WCAG stands for Web Content Accessibility Guidelines, published by the W3C. The current widely-adopted version is WCAG 2.1, with WCAG 2.2 adding additional criteria. Each guideline has three conformance levels: A (basic), AA (standard), and AAA (strict). WCAG 2.1 AA is the level referenced by most accessibility laws including the ADA Title II final rule. Compliance means every applicable success criterion at that level is met across your site.
Everyone who touches the website. Designers handle contrast, focus styles, and visual hierarchy. Content creators write clear headings, descriptive link text, and image alt descriptions. Developers translate those decisions into semantic, ARIA-aware HTML. QA verifies the result. Senior leadership owns the policy and budget. When accessibility is treated as a developer-only task, the upstream decisions that drive most failures never get caught in time.
Use a layered approach. Start with automated tools like WAVE, axe DevTools, or Lighthouse for a fast first sweep. They'll catch the obvious failures but only cover about 30 to 40% of WCAG criteria. Layer in manual keyboard-only navigation, screen-reader testing with NVDA or VoiceOver, and ideally usability testing with people who actually rely on assistive technology. For high-stakes sites, commission a formal third-party audit annually.
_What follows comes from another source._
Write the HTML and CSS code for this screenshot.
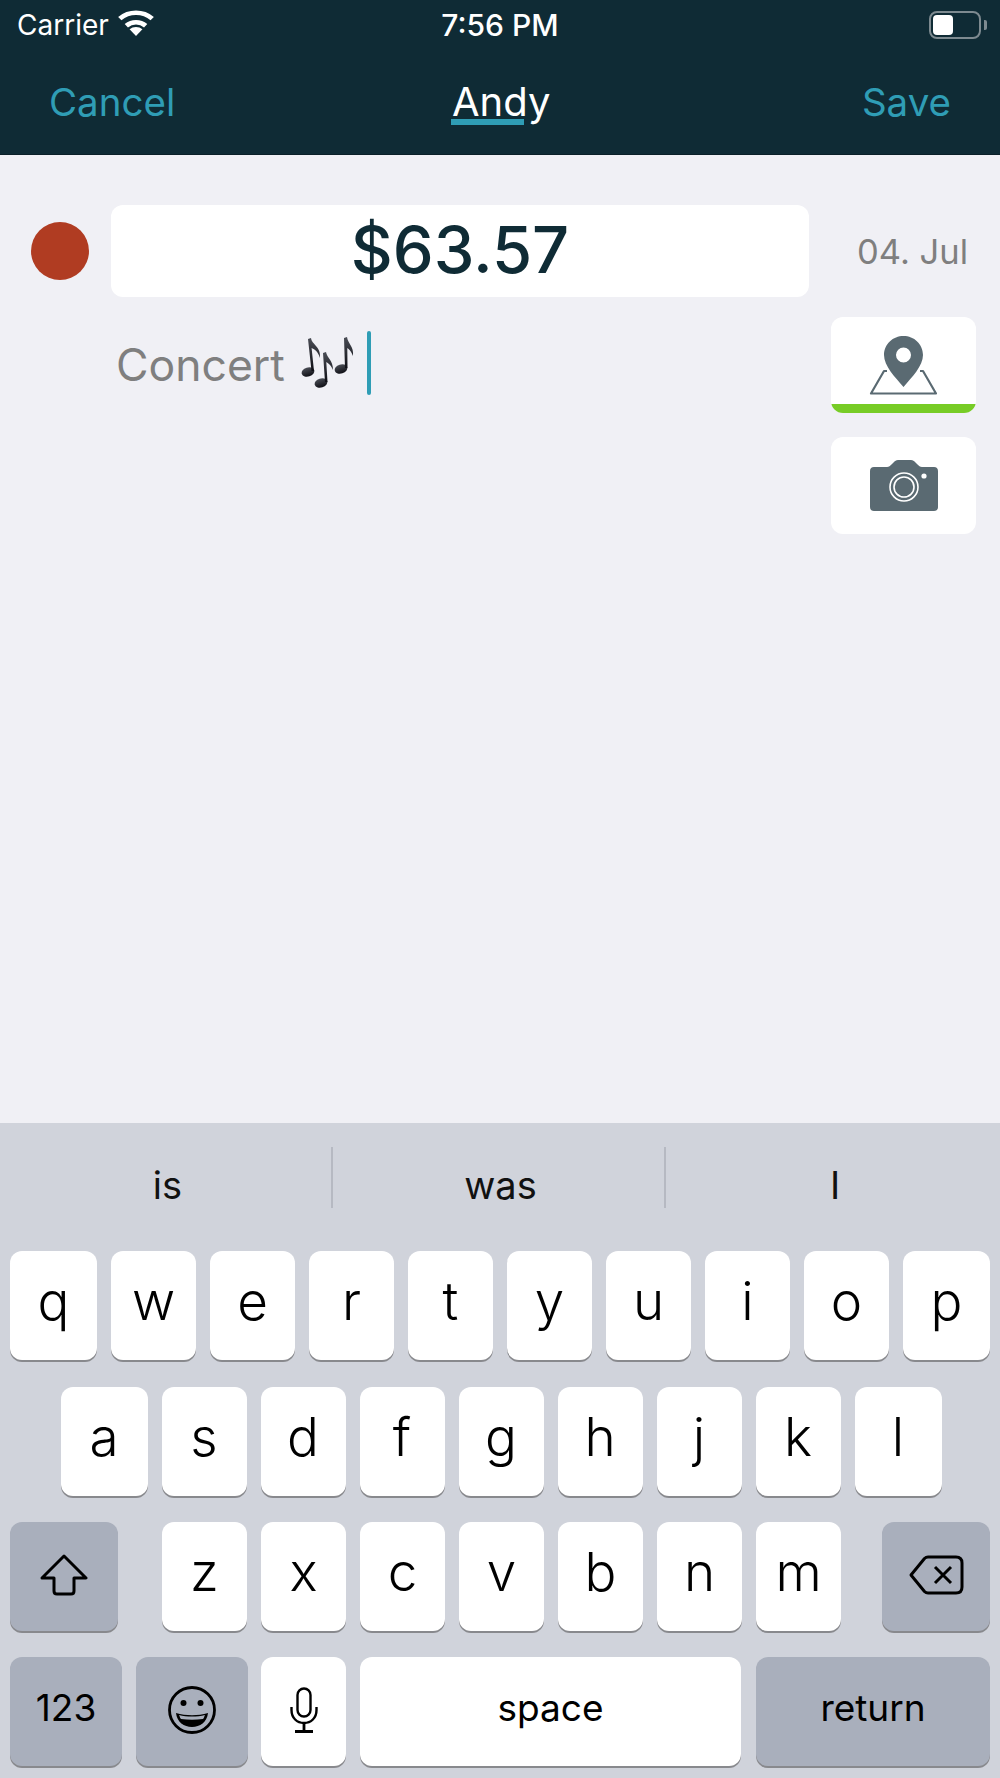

Three things tend to happen, in escalating order. First, you quietly lose customers who can't use your site and rarely tell you why. Second, you accumulate SEO and conversion debt because accessible sites are also clearer, faster, and better-structured for search engines. Third, you become a target for ADA Title III demand letters and lawsuits, which in 2025 hit a record 3,117 federal filings. The first two cost more than most teams realize.
It depends on the starting point. For a new build with accessibility baked in from kickoff, the incremental time is small — usually 10 to 15% on top of design and development effort. For a remediation project on an existing site, expect anywhere from a few weeks for a small marketing site to several months for a large eCommerce or government property. The honest answer is that accessibility work is never fully "done"; it's ongoing maintenance.